__Exercise objective__:
Your task is to reproduce, verbatim and without pictures, the lines from the opening of the listing through the line containing "const MUTED = '#6d6d6d';".

<<<<

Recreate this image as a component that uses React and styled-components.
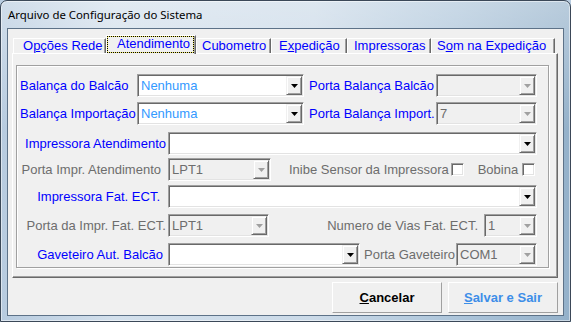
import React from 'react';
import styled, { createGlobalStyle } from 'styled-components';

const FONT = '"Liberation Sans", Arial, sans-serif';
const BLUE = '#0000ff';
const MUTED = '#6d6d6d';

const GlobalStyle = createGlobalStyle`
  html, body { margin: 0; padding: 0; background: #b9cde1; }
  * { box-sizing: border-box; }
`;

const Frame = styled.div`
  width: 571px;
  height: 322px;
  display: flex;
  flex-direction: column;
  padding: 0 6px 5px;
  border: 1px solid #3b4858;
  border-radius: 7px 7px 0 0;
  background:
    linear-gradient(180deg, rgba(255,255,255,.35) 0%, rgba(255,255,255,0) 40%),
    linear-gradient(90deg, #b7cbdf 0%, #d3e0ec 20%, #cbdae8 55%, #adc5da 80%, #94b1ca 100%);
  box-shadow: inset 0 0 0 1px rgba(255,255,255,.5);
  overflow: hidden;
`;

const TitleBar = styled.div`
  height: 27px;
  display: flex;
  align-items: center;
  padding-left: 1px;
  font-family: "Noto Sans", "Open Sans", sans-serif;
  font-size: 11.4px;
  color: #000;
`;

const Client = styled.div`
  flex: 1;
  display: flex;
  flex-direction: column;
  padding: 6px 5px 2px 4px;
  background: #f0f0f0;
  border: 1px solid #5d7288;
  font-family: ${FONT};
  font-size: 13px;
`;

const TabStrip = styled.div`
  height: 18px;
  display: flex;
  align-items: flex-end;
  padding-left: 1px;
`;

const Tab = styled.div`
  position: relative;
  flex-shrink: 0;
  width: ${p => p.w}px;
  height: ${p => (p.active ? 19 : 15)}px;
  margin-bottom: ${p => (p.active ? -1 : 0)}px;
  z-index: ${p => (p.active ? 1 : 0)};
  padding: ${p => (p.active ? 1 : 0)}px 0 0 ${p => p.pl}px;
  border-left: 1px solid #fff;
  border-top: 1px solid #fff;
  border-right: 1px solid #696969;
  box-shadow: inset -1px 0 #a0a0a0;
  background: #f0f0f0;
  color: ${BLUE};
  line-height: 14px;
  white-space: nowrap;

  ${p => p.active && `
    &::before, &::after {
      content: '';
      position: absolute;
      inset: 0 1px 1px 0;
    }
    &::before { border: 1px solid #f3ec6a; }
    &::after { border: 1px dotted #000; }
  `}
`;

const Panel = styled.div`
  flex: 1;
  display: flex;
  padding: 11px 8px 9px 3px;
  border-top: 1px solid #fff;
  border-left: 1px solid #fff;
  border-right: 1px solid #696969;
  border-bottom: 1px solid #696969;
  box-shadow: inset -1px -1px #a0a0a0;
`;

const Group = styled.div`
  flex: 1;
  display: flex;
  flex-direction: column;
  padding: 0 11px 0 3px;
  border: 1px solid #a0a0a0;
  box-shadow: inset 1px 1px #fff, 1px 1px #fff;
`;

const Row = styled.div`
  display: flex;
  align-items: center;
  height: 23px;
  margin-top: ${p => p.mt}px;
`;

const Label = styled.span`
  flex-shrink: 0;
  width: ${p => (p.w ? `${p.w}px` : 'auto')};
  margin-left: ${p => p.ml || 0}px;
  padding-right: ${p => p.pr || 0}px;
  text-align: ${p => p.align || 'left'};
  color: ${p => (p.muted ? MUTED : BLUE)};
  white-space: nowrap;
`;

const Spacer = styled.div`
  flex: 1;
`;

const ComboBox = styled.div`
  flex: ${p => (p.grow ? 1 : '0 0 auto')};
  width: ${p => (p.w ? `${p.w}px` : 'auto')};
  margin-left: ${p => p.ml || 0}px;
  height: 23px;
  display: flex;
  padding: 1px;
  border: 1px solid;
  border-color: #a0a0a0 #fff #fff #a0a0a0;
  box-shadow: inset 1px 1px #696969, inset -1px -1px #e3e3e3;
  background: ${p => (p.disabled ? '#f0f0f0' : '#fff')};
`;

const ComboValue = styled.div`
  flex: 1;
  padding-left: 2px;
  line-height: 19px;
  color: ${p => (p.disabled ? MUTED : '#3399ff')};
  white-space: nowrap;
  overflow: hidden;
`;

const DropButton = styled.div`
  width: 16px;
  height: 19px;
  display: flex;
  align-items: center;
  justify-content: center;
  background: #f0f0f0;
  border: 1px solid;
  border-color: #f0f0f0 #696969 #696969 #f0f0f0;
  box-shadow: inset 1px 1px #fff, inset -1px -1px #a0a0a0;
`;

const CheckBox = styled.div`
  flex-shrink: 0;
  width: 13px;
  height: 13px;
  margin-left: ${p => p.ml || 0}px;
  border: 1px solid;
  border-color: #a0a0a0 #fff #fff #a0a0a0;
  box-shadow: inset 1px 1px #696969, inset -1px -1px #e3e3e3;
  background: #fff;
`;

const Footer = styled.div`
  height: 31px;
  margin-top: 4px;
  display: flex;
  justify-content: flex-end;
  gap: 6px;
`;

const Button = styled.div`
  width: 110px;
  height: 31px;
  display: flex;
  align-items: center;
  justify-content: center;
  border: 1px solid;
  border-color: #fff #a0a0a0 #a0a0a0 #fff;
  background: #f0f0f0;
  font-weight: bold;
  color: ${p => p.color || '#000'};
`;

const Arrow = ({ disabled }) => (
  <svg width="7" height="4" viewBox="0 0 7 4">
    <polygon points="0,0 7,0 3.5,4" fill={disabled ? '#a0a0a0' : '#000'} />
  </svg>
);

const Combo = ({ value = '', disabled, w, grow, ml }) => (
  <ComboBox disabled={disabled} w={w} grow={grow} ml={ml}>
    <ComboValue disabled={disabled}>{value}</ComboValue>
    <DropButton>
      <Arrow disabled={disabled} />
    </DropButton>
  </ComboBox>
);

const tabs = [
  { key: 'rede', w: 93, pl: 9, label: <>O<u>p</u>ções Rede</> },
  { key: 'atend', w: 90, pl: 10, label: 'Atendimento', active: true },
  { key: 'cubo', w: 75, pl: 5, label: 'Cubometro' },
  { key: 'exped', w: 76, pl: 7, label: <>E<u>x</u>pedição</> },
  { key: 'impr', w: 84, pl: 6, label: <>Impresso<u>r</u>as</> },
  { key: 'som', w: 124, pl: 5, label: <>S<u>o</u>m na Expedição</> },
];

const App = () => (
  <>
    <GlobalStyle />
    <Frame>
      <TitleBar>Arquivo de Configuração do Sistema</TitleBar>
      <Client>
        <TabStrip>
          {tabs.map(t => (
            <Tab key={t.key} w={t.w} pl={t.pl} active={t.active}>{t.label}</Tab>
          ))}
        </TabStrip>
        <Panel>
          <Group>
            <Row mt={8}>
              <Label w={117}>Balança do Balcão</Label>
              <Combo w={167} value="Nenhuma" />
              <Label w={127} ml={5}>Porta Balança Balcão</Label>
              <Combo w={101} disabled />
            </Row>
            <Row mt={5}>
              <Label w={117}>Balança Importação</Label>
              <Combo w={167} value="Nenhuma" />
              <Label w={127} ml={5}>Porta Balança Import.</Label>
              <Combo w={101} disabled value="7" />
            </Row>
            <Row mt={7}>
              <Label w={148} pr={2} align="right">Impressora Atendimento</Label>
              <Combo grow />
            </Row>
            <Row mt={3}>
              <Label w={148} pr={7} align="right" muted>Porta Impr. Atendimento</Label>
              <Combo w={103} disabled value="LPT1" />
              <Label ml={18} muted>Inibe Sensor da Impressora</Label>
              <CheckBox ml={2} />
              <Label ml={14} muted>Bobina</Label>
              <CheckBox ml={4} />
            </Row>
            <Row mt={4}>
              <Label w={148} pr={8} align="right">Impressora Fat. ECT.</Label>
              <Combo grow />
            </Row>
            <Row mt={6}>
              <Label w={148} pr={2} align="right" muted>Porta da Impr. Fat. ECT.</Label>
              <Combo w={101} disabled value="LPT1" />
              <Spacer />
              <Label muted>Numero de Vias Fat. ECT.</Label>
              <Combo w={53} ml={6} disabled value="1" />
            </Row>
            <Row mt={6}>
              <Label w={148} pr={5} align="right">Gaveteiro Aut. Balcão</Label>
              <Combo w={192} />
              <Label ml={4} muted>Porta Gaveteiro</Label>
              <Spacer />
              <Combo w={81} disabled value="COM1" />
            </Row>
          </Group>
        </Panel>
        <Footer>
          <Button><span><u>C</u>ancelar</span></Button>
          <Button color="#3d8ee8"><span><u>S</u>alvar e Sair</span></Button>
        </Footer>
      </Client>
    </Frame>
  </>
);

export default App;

>>>>

__Response to this task__:
Recreate this image as a component that uses React and styled-components.
import React from 'react';
import styled, { createGlobalStyle } from 'styled-components';

const FONT = '"Liberation Sans", Arial, sans-serif';
const BLUE = '#0000ff';
const MUTED = '#6d6d6d';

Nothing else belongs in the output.